Außerdem bestünden Anhaltspunkte dafür, dass er rücksichtslos gehandelt habe, als er unter deutlicher Überschreitung der zugelassenen Höchstgeschwindigkeit und erheblicher Unterschreitung des erforderlichen Mindestabstandes hinter der Polizeistreife fuhr.

Schließlich würden dringende Anhaltspunkte dafür sprechen, dass die Fahrweise des Beschuldigten in einer Videosequenz von der Absicht getragen war, nach seinen Vorstellungen über eine längere Fahrstrecke die unter den konkreten situativen Gegebenheiten höchstmögliche Geschwindigkeit zu erreichen.

“Die nach § 315d Abs. 1 Nr. 3 StGB strafbarkeitsbegründende Absicht muss darauf gerichtet sein, die nach den Vorstellungen des Täters unter den konkreten situativen Gegebenheiten - wie Motorisierung, Verkehrslage, Streckenverlauf, Witterungs- und Sichtverhältnisse etc. - maximal mögliche Geschwindigkeit zu erreichen, wobei sich diese Zielsetzung des Täters nach seinen Vorstellungen auf eine unter Verkehrssicherheitsgesichtspunkten nicht ganz unerhebliche Wegstrecke beziehen muss (BGH, a. a. O., 1175).”

Dies sei hier gegeben.

Keine rechtsstaatswidrige Provokation

Die Richter diskutierten zudem über die Frage, ob in dem Verhalten der Polizisten eine rechtsstaatswidrige Provokation gesehen werden könne - also, ob in dem Überholen und Beschleunigen auf eine hohe Geschwindigkeit mit anschließendem Abbremsen eine Anstiftung zum Kraftfahrzeugrennen durch die Polizeistreife vorlag. Dazu führt das LG Flensburg zunächst aus:

“Nach der Rechtsprechung des EGMR liegt eine (unzulässige) Anstiftung vor, wenn sich die Polizisten nicht darauf beschränken, strafbares Verhalten zu ermitteln, sondern den Betroffenen derart beeinflussen, dass sie ihn anstiften, eine Straftat zu begehen, die er sonst nicht begangen hätte, um die Tat nachweisen zu können, d. h. um Beweise zu beschaffen und die Tat strafrechtlich zu verfolgen (EGMR, Urteil vom 23. Oktober 2014, 54648/09 (Furcht/Deutschland), Rn. 48 m. w. N., zitiert nach Beck-online). Grund für das Verbot der Anstiftung durch die Polizei ist, dass sie die Aufgabe hat, Straftaten zu verhüten und aufzuklären, aber nicht, zu ihrer Begehung anzustiften (EGMR, a. a. O., Rn. 48). Um zu unterscheiden, ob die Polizei unter Verletzung von Art. 6 Abs. 1 EMRK zu der Tat angestiftet oder dem Täter eine Falle gestellt hat oder ob sie bei strafrechtlichen Ermittlungen rechtmäßige verdeckte Ermittlungstechniken angewandt hat, hat der Gerichtshof folgende Kriterien entwickelt: Bei der Entscheidung, ob die Ermittlung „im Wesentlichen passiv“ war, sind die Gründe zu prüfen, auf denen die verdeckte Maßnahme beruht, sowie das Verhalten der Beamten, die die Maßnahme durchgeführt haben (EGMR, a. a.O., Rn. 50). Dabei prüft der Gerichtshof unter anderem, ob auf den Beschuldigten Druck ausgeübt wurde, die Straftat zu begehen (EGMR, a. a. O., Rn. 52). (…)

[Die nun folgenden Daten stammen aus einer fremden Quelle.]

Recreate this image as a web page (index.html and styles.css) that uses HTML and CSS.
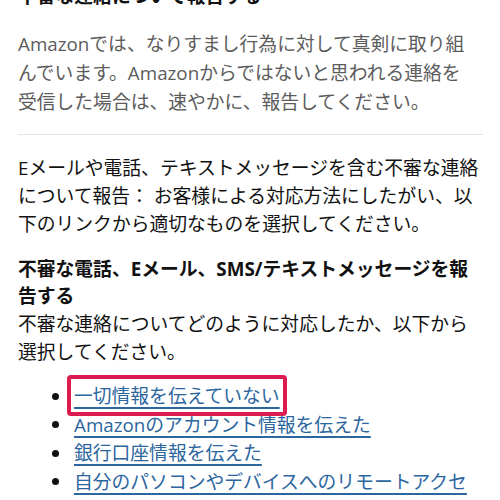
FILE: index.html
```html
<!DOCTYPE html>
<html lang="ja">
<head>
<meta charset="utf-8">
<link rel="stylesheet" href="styles.css">
</head>
<body>
<main class="page">
  <h2 class="title">不審な連絡について報告する</h2>
  <p class="lead">Amazonでは、なりすまし行為に対して真剣に取り組んでいます。Amazonからではないと思われる連絡を<span class="keep">受信</span>した場合は、速やかに、報告してください。</p>
  <hr class="divider">
  <p class="body-text">Eメールや電話、テキストメッセージを含む不審な連絡について報告： お客様による対応方法にしたがい、以下のリンクから適切なものを選択してください。</p>
  <section class="report">
    <h3 class="report-title">不審な電話、Eメール、SMS/テキストメッセージを報告する</h3>
    <p class="body-text tight">不審な連絡についてどのように対応したか、以下から選択してください。</p>
    <ul class="links">
      <li><a href="#" class="link highlighted">一切情報を伝えていない</a></li>
      <li><a href="#" class="link">Amazonのアカウント情報を伝えた</a></li>
      <li><a href="#" class="link">銀行口座情報を伝えた</a></li>
      <li><a href="#" class="link">自分のパソコンやデバイスへのリモートアクセ</a></li>
    </ul>
  </section>
</main>
</body>
</html>
```

FILE: styles.css
```css
html, body {
  margin: 0;
  padding: 0;
  background: #ffffff;
}

body {
  font-family: "Open Sans", "Noto Sans CJK JP", sans-serif;
  font-size: 18.8px;
  line-height: 28px;
  color: #111111;
  overflow: hidden;
  height: 500px;
}

.page {
  padding: 0 17px 0 18px;
  margin-top: -18px;
}

.keep {
  white-space: nowrap;
}

.title {
  margin: 0;
  font-size: 18.8px;
  line-height: 28px;
  font-weight: 700;
  color: #111111;
}

.lead {
  margin: 20px 0 0;
  line-height: 29px;
  color: #5c5c5c;
}

.divider {
  margin: 17px 0 0;
  border: 0;
  height: 1px;
  background: #e3e3e3;
}

.body-text {
  margin: 19px 0 0;
  color: #111111;
}

.report {
  margin-top: 18px;
}

.report-title {
  margin: 0;
  font-size: 18.8px;
  line-height: 27px;
  font-weight: 700;
  color: #111111;
}

.body-text.tight {
  margin-top: 0;
}

.links {
  list-style: none;
  margin: 16px 0 0;
  padding: 0 0 0 34px;
}

.links li {
  display: flex;
  align-items: center;
  gap: 15px;
  height: 28.5px;
}

.links li::before {
  content: "";
  flex: none;
  width: 7px;
  height: 7px;
  border-radius: 50%;
  background: #111111;
}

.link {
  color: #2b669e;
  text-decoration: underline;
  text-decoration-thickness: 1.5px;
  text-underline-offset: 4px;
  white-space: nowrap;
}

.highlighted {
  position: relative;
  display: inline-block;
  line-height: 28px;
}

.highlighted::after {
  content: "";
  position: absolute;
  top: -7px;
  left: -7px;
  right: -7px;
  bottom: -6px;
  border: 4px solid #dc1c4e;
  border-radius: 4px;
  pointer-events: none;
}
```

Bei Zugrundelegung dieser Maßstäbe liege keine rechtsstaatswidrige Provokation der Tat gemäß § 315d I Nr. 3 StGB vor. Es fehle sowohl an jeglichem für eine Anstiftung erforderlichen kommunikativen Akt, der zur Begehung der Straftat durch den Beschuldigten führte. Der bloßen, zeitlich der Beschleunigung des Beschuldigten vorhergehenden Geschwindigkeitserhöhung der Polizeistreife fehle es zudem an jedweder Ausübung von Druck auf den Beschuldigten, seinerseits unter erheblicher Unterschreitung des Sicherheitsabstandes die Geschwindigkeit weit über die zulässige Höchstgeschwindigkeit hinaus zu erhöhen.

Auch nach der Rechtsprechung des BGH liege keine staatliche Tatprovokation vor. Diese erfordere, dass ein verdeckter Ermittler (oder eine von einem Amtsträger geführte Vertrauensperson) über das bloße „Mitmachen“ hinaus in Richtung auf eine Weckung der Tatbereitschaft oder eine Intensivierung der Tatplanung mit einiger Erheblichkeit stimulierend auf den Täter einwirke. 

Es fehle insoweit dem bloßen Beschleunigen der Polizeistreife bereits an der Einwirkung auf den Beschuldigten “mit einiger Erheblichkeit”.

Dem Beschuldigten wurde die Fahrerlaubnis vorläufig entzogen.